Who would ever have predicted that the Electoral College would attract so much public discussion, let alone the last-ditch hope of the anti-Trump fanatics? Given so many misstatements about it, let me briefly set the record straight.
Begin with the argument that the Founders intended the Electoral College to act as a final quality control review board to weed out unfit demagogues – that is, Donald Trump. This is a complete lie, though some pundits quote Alexander Hamilton’s Federalist 68 in support of this “final judge,” argument, an argument lacking any legal standing. The Constitution stipulates only a single qualification – electors cannot at the time of their vote hold federal office (Article II, Section 1). Nothing is said about age, experience, background, or any other trait implying an ability to reject the unworthy. Especially relevant, there has never been any effort to enshrine this talent into laws. Picking judicious, independent-minded electors is a non-issue. The opposite is true – electors overwhelmingly tend to be party stalwarts.

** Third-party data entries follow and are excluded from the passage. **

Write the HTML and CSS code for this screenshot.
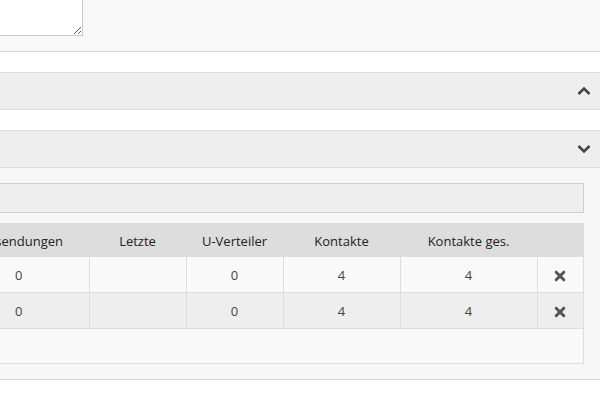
FILE: index.html
```html
<!DOCTYPE html>
<html lang="de">
<head>
<meta charset="utf-8">
<title>Verteiler</title>
<link rel="stylesheet" href="styles.css">
</head>
<body>
<div class="page">
  <div class="top-area">
    <textarea class="note"></textarea>
  </div>

  <div class="panel-head">
    <span class="chev">
      <svg viewBox="0 0 14 10" width="14" height="10"><path d="M1.5 8 L7 2.5 L12.5 8" fill="none" stroke="#444" stroke-width="2.6" stroke-linejoin="miter"/></svg>
    </span>
  </div>

  <div class="panel-head">
    <span class="chev">
      <svg viewBox="0 0 14 10" width="14" height="10"><path d="M1.5 2 L7 7.5 L12.5 2" fill="none" stroke="#444" stroke-width="2.6" stroke-linejoin="miter"/></svg>
    </span>
  </div>
  <div class="panel-body">
    <input class="search" type="text">
    <div class="table-box">
      <table class="grid">
        <thead>
          <tr>
            <th class="c1">Versendungen</th>
            <th class="c2">Letzte</th>
            <th class="c3">U-Verteiler</th>
            <th class="c4">Kontakte</th>
            <th class="c5">Kontakte ges.</th>
            <th class="c6"></th>
          </tr>
        </thead>
        <tbody>
          <tr>
            <td>0</td><td></td><td>0</td><td>4</td><td>4</td>
            <td class="del"><svg viewBox="0 0 12 12" width="12" height="12"><path d="M2.2 2.2 L9.8 9.8 M9.8 2.2 L2.2 9.8" stroke="#555" stroke-width="3" stroke-linecap="round"/></svg></td>
          </tr>
          <tr class="alt">
            <td>0</td><td></td><td>0</td><td>4</td><td>4</td>
            <td class="del"><svg viewBox="0 0 12 12" width="12" height="12"><path d="M2.2 2.2 L9.8 9.8 M9.8 2.2 L2.2 9.8" stroke="#555" stroke-width="3" stroke-linecap="round"/></svg></td>
          </tr>
        </tbody>
      </table>
      <div class="table-foot"></div>
    </div>
  </div>
</div>
</body>
</html>
```

FILE: styles.css
```css
html, body {
  margin: 0;
  padding: 0;
  background: #fff;
  overflow: hidden;
}
body {
  font-family: "Open Sans", "Liberation Sans", sans-serif;
  font-size: 13px;
  color: #333;
}
.page {
  width: 668px;
  margin-left: -68px;
  margin-top: -30px;
}
.top-area {
  background: #f8f8f8;
  padding: 0 16px 15px;
  border-bottom: 1px solid #d6d6d6;
}
.note {
  display: block;
  box-sizing: border-box;
  width: 135px;
  height: 66px;
  margin: 0;
  border: 1px solid #c8c8c8;
  background: #fff;
  resize: both;
}
.panel-head {
  margin-top: 20px;
  height: 36px;
  background: #eeeeee;
  border-top: 1px solid #dcdcdc;
  border-bottom: 1px solid #dcdcdc;
  display: flex;
  align-items: center;
  justify-content: flex-end;
  padding-right: 9px;
}
.chev {
  display: flex;
  width: 14px;
  height: 10px;
}
.panel-body {
  background: #f7f7f7;
  padding: 15px 16px 15px;
  border-bottom: 1px solid #d6d6d6;
}
.search {
  display: block;
  box-sizing: border-box;
  width: 100%;
  height: 30px;
  margin: 0 0 10px;
  border: 1px solid #cfcfcf;
  background: #eeeeee;
}
.table-box {
  border: 1px solid #dddddd;
  background: #f9f9f9;
}
.grid {
  width: 100%;
  border-collapse: collapse;
  table-layout: fixed;
}
.grid th {
  background: #dddddd;
  height: 33px;
  font-weight: normal;
  color: #222;
  text-align: center;
  padding: 0;
  white-space: nowrap;
}
.c1 { width: 140px; }
.c2 { width: 97px; }
.c3 { width: 97px; }
.c4 { width: 117px; }
.c5 { width: 137px; }
.c6 { width: auto; }
.grid td {
  height: 35px;
  padding: 0;
  text-align: center;
  color: #444;
  border-left: 1px solid #dddddd;
  border-bottom: 1px solid #dddddd;
}
.grid td:first-child { border-left: none; }
.grid tr.alt td { background: #eeeeee; }
.del svg { display: inline-block; vertical-align: middle; }
.table-foot {
  height: 34px;
}
```
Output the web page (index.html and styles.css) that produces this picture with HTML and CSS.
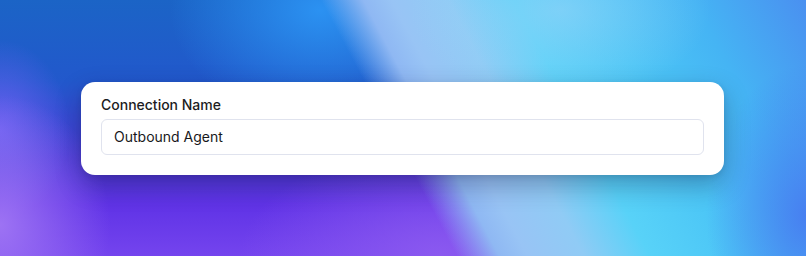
FILE: index.html
```html
<!DOCTYPE html>
<html lang="en">
<head>
    <meta charset="UTF-8">
    <meta name="viewport" content="width=device-width, initial-scale=1.0">
    <title>Connection</title>
    <link rel="stylesheet" href="styles.css">
</head>
<body>
    <!-- Connection Card -->
    <div class="card">
        <label class="field-label" for="connection_name">Connection Name</label>
        <input class="field-input" type="text" id="connection_name" value="Outbound Agent">
    </div>
</body>
</html>
```

FILE: styles.css
```css
/* General Styles */
body {
    margin: 0;
    padding: 0;
    width: 806px;
    height: 256px;
    display: flex;
    justify-content: center;
    align-items: center;
    overflow: hidden;
    font-family: 'Inter', 'Noto Sans', sans-serif;
    color: #18181b;
    background:
        /* right edge blue */
        radial-gradient(ellipse 100px 150px at 806px 215px, rgba(72, 118, 240, 0.85), rgba(72, 118, 240, 0) 100%),
        /* pale haze at the top */
        radial-gradient(ellipse 150px 90px at 560px 10px, rgba(160, 212, 248, 0.55), rgba(160, 212, 248, 0) 100%),
        /* light streak on the right */
        linear-gradient(62deg,
            rgba(140, 180, 245, 0) 48.5%,
            #8fb8f3 53%,
            #98c4f5 56%,
            #90cbf5 62%,
            #58d2f8 69%,
            #4cc6f6 78%,
            #45b4f4 88%,
            #4a90f0 100%),
        /* left edge purples */
        radial-gradient(ellipse 110px 130px at 0px 225px, rgba(160, 118, 244, 0.95), rgba(160, 118, 244, 0) 100%),
        radial-gradient(ellipse 70px 90px at 0px 130px, rgba(110, 100, 244, 0.9), rgba(110, 100, 244, 0) 100%),
        /* bright blue near the top middle */
        radial-gradient(ellipse 150px 110px at 320px 10px, rgba(44, 148, 244, 0.95), rgba(44, 148, 244, 0) 100%),
        /* violet at the bottom middle */
        radial-gradient(ellipse 200px 110px at 440px 256px, rgba(140, 90, 240, 0.95), rgba(140, 90, 240, 0) 100%),
        linear-gradient(to bottom, #1b64c6 0%, #2258cc 32%, #4a3bd8 62%, #6033e6 80%, #7444ee 100%);
}

/* Card Styles */
.card {
    width: 603px;
    padding: 13px 20px 20px;
    margin-right: 1px;
    background-color: #ffffff;
    border-radius: 14px;
    box-shadow: 0 10px 26px rgba(20, 20, 60, 0.32), 0 2px 6px rgba(0, 0, 0, 0.08);
    display: flex;
    flex-direction: column;
    gap: 4px;
}

.field-label {
    font-size: 14px;
    line-height: 20px;
    font-weight: 500;
    color: #1c1c22;
}

.field-input {
    height: 36px;
    box-sizing: border-box;
    padding: 0 12px;
    font-family: inherit;
    font-size: 14px;
    color: #18181b;
    background-color: #ffffff;
    border: 1px solid #e0e3ee;
    border-radius: 6px;
    outline: none;
}
```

Equally dubious is the oft heard claim from Hillary’s fans that the College is inherently undemocratic, and since Clinton won the popular vote, the only true measure of democracy, she “really” won the election, and Trump’s electors ought to honor “democracy” by stepping aside for Hillary. Totally false.
Prior to the Constitution’s final form, the mechanism to choose our chief executive went through multiple versions and direct election was considered and then rejected. Opponents believed that such a mechanism in a vast nation lacking decent communications would cede power to only a few wealthy notables whose resources permitted a nationwide campaign. Rather than being the authentic voice of the people, this plebiscite would, in the words of South Carolina delegate Charles Pinckney (1757-1824), be led by “a few active and designing men.” In other words, the staggering cost of a “national” campaign guaranteed plutocracy, not popular rule. By comparison, appealing to a hundred or so legislatively selected electors, though hardly easy, was at least possible for candidates lacking wealth and a towering nationwide reputation.
Moreover, in the context of the day, allowing state legislatures – not the voters acting directly – to choose electors was widely viewed as a democratic mechanism since state legislatures were dominated by farmers, tradesmen, small merchants, and other “ordinary” people. Nor is there anything undemocratic about legislatures’ delegate power, including the power to choose a president. To further avoid “a dangerous tendency to aristocracy,” the Constitution also authorized the directly elected House, not the Senate, to elect the president if no candidate secured a majority of the Electoral College vote. On balance, the Electoral College is a democratic element of the Constitution.
What about candidates winning the Electoral College vote but losing the popular vote, as occurred with Trump and Clinton plus the past elections of 1824, 1876, 1888, and 2000? Surely, this is smoking-gun proof of the Electoral College’s anti-democratic nature. Not quite. The Constitution is silent about how state legislatures choose electors, and in the Republic’s early years, states used a district system where the state was divided into districts where each district picked a single elector. In fact, a similar system is currently used by Maine and Nebraska (four electors each) – you get a single electoral vote by winning a congressional district and then two for winning the state overall.